- _Exercise instructions_: Note each line that includes the word "components". Copy those lines.
* * * *
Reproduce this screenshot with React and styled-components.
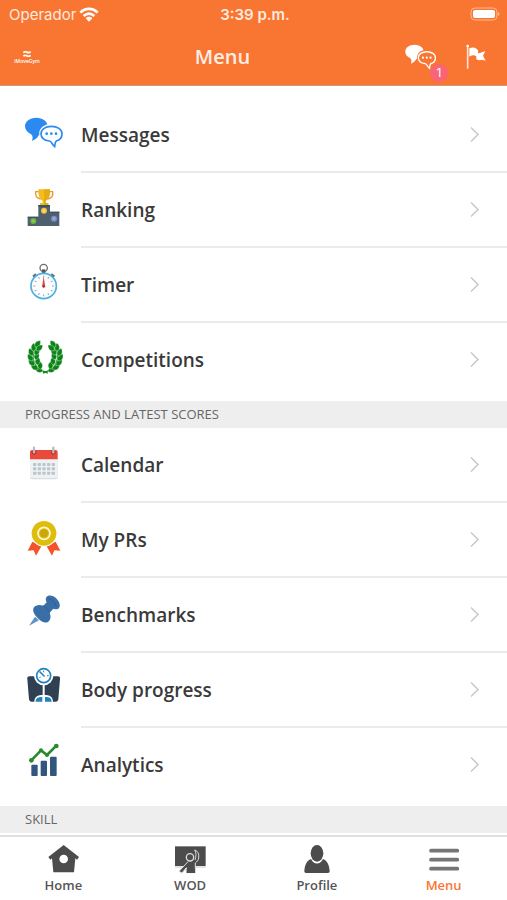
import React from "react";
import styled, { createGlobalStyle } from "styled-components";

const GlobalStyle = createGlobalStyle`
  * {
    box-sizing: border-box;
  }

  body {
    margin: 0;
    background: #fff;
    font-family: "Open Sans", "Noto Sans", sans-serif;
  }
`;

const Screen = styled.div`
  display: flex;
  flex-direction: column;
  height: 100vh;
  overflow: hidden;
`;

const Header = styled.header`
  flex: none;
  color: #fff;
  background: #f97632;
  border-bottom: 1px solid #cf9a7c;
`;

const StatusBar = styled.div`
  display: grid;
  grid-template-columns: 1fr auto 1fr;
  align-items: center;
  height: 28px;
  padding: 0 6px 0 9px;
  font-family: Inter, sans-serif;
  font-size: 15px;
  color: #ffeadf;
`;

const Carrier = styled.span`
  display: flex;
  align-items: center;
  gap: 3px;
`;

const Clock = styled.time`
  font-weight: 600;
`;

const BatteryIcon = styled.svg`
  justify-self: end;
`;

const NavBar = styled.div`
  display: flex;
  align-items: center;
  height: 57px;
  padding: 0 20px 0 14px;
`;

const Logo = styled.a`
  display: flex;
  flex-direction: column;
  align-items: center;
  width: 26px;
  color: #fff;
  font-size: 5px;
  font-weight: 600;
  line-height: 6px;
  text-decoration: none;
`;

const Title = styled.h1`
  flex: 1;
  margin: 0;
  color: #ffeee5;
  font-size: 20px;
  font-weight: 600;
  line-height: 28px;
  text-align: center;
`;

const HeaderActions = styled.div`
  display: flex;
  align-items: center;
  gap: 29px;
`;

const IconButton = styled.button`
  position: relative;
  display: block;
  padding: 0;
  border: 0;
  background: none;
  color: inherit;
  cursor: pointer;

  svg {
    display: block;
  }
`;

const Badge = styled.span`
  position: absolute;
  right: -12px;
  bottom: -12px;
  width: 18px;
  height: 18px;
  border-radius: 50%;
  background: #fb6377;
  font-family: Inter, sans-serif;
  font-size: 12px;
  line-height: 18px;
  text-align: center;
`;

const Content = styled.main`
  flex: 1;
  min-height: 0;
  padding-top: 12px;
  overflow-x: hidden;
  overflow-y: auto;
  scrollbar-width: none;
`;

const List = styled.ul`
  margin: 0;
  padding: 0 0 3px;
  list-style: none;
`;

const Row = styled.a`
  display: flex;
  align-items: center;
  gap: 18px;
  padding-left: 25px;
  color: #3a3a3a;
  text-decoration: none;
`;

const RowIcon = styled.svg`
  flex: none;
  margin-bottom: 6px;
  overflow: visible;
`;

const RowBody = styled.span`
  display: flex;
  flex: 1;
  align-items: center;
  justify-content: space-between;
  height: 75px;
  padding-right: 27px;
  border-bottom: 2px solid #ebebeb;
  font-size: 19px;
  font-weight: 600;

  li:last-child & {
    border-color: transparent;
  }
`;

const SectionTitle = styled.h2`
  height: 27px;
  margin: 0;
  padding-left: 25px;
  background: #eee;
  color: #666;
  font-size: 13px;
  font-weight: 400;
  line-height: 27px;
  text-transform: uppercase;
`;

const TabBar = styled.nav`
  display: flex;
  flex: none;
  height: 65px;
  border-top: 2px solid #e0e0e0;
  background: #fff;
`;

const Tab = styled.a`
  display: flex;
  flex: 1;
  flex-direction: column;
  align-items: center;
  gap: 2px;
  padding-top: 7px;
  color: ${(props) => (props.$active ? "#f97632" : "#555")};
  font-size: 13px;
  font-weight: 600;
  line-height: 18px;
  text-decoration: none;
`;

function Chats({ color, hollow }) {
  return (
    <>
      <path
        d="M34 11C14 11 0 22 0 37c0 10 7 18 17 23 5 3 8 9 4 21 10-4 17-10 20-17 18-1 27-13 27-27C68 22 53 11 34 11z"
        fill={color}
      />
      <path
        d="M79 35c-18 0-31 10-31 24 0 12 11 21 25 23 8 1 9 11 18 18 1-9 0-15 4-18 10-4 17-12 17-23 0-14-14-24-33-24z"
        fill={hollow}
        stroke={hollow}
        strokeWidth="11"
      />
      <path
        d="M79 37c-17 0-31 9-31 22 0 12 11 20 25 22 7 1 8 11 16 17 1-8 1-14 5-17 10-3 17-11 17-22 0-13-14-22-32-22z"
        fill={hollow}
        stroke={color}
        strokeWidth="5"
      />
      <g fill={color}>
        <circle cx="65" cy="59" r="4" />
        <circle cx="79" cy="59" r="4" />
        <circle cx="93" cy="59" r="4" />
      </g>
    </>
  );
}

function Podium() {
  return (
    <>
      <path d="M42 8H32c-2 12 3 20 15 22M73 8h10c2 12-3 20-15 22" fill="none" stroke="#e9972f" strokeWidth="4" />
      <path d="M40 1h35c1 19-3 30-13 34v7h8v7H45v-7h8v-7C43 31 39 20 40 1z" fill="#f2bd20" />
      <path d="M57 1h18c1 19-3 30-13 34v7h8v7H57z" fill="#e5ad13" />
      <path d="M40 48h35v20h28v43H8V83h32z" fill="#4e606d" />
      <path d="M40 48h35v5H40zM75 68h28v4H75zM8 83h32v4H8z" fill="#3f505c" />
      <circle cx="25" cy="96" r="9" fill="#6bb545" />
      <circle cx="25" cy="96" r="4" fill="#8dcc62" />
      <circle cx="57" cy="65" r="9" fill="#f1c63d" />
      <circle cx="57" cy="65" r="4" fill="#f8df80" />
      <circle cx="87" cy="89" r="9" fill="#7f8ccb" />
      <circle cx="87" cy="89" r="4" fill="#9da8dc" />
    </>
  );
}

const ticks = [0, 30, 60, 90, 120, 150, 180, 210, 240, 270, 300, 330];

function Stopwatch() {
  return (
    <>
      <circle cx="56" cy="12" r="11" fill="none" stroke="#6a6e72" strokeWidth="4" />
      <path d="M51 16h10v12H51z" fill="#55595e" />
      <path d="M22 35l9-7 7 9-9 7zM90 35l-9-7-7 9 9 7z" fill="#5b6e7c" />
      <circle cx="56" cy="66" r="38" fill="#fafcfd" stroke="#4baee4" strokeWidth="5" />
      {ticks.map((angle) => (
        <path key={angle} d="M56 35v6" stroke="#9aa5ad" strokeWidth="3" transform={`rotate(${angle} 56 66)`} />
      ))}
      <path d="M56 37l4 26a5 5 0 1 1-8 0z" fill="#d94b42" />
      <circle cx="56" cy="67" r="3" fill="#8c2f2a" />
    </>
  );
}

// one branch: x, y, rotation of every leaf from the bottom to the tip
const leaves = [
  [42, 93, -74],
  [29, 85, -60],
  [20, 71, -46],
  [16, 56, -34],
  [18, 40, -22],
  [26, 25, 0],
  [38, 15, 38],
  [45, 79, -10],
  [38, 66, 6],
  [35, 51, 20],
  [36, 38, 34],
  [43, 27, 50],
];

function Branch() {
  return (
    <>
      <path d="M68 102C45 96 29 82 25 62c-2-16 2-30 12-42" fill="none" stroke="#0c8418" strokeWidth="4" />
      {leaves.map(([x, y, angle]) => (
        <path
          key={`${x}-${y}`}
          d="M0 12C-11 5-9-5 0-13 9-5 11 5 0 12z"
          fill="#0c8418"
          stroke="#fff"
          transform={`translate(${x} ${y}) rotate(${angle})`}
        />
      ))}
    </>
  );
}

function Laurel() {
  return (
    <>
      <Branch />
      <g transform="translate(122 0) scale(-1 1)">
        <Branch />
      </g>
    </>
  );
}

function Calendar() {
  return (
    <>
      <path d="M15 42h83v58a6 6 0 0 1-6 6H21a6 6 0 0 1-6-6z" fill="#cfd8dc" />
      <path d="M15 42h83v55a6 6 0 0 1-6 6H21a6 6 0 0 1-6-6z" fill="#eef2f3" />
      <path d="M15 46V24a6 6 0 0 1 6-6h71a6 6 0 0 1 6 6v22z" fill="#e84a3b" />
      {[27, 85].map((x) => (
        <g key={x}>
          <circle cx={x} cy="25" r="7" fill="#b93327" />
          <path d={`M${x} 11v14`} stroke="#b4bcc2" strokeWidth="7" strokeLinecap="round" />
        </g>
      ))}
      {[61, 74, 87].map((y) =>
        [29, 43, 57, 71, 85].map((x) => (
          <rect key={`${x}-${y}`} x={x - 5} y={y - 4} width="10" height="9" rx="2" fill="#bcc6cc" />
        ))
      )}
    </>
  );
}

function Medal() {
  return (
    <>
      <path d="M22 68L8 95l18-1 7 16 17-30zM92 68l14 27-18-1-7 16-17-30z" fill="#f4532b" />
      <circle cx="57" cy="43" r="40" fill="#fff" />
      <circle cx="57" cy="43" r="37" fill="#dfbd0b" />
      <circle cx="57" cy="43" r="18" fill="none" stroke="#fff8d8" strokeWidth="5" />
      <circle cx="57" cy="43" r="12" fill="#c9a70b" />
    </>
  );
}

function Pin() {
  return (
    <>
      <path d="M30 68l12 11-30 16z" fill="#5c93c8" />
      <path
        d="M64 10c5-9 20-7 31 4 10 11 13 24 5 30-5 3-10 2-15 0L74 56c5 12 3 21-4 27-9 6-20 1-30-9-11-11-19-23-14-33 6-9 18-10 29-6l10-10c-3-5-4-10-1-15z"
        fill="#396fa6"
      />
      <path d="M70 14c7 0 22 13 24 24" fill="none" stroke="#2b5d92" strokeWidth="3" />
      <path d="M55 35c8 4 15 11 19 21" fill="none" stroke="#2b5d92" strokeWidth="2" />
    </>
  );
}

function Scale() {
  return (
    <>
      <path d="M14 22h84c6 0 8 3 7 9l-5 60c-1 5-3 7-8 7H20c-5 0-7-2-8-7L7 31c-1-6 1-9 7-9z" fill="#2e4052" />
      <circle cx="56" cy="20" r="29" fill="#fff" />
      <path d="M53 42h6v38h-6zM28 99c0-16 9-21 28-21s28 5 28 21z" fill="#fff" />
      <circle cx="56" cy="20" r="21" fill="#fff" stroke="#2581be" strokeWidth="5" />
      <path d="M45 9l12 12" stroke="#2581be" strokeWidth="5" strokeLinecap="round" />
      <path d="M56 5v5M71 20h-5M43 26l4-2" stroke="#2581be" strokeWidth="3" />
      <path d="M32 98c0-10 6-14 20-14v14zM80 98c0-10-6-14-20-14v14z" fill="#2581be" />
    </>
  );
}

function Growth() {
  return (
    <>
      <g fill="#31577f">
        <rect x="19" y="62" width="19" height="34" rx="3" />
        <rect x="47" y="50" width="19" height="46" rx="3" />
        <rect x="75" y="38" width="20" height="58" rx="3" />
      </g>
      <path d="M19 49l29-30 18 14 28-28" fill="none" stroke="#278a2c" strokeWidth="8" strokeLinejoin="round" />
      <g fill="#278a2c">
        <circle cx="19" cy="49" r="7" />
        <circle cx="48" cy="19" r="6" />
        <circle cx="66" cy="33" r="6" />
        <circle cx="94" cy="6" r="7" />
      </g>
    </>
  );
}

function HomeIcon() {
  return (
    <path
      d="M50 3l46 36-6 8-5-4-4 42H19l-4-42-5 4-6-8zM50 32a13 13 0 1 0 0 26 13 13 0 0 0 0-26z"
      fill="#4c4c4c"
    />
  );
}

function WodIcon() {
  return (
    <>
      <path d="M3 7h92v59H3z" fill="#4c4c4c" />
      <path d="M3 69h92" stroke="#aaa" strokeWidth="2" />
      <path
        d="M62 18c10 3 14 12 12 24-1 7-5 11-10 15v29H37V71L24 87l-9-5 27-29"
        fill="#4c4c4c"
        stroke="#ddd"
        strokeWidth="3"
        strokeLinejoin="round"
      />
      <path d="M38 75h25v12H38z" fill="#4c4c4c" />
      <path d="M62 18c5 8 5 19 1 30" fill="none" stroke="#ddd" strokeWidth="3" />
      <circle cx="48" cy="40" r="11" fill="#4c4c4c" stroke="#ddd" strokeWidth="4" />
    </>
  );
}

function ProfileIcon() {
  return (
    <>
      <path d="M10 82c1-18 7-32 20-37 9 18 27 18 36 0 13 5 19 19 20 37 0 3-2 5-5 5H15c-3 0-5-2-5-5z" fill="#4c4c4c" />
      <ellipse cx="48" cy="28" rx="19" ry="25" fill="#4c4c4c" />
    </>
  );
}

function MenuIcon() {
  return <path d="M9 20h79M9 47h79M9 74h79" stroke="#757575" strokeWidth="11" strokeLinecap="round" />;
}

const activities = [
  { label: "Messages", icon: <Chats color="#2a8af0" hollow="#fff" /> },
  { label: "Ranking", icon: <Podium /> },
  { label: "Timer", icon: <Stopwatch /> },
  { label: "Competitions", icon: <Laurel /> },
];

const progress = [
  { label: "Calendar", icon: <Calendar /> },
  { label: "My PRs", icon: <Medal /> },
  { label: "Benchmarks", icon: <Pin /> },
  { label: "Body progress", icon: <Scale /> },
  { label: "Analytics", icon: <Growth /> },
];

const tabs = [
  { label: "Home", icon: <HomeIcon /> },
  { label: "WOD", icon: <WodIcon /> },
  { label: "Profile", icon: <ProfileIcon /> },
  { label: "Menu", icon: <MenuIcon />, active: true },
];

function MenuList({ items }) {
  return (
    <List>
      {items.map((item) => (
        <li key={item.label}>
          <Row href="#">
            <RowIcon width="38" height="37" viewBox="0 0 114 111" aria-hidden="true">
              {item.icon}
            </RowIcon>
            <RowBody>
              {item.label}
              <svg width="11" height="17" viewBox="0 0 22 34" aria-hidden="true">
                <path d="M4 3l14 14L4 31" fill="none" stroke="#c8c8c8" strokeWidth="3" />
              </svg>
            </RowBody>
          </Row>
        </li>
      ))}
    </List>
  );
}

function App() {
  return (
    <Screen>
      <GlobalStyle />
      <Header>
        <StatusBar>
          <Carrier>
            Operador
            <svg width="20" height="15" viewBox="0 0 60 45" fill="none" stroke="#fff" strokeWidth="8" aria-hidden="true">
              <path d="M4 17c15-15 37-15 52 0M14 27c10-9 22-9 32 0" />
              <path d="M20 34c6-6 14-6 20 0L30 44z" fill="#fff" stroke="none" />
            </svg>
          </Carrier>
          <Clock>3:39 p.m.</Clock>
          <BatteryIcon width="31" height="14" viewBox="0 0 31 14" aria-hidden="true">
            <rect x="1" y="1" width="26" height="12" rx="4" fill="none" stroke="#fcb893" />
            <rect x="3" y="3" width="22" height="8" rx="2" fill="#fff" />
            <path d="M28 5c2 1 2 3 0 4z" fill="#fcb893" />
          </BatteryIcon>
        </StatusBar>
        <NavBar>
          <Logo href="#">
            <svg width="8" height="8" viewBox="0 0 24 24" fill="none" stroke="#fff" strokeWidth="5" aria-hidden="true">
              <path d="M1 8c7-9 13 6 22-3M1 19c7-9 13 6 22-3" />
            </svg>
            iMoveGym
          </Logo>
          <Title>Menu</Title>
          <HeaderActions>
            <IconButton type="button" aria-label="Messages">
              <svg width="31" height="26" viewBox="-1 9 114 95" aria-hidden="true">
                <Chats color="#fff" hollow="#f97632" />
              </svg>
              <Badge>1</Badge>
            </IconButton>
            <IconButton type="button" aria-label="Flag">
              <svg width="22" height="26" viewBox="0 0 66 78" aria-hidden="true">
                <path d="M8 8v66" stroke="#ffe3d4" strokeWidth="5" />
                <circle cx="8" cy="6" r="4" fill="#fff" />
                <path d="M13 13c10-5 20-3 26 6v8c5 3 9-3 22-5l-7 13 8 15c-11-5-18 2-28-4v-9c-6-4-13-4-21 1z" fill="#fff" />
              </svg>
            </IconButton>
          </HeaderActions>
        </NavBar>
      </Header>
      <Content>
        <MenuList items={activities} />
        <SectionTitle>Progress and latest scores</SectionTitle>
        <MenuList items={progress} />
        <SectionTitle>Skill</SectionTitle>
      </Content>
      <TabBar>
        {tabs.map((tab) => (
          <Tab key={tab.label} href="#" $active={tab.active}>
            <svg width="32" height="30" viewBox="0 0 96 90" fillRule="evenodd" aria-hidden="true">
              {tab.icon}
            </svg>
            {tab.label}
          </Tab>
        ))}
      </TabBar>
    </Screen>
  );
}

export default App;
* * * *
- _Output of the exercise_:
Reproduce this screenshot with React and styled-components.
import styled, { createGlobalStyle } from "styled-components";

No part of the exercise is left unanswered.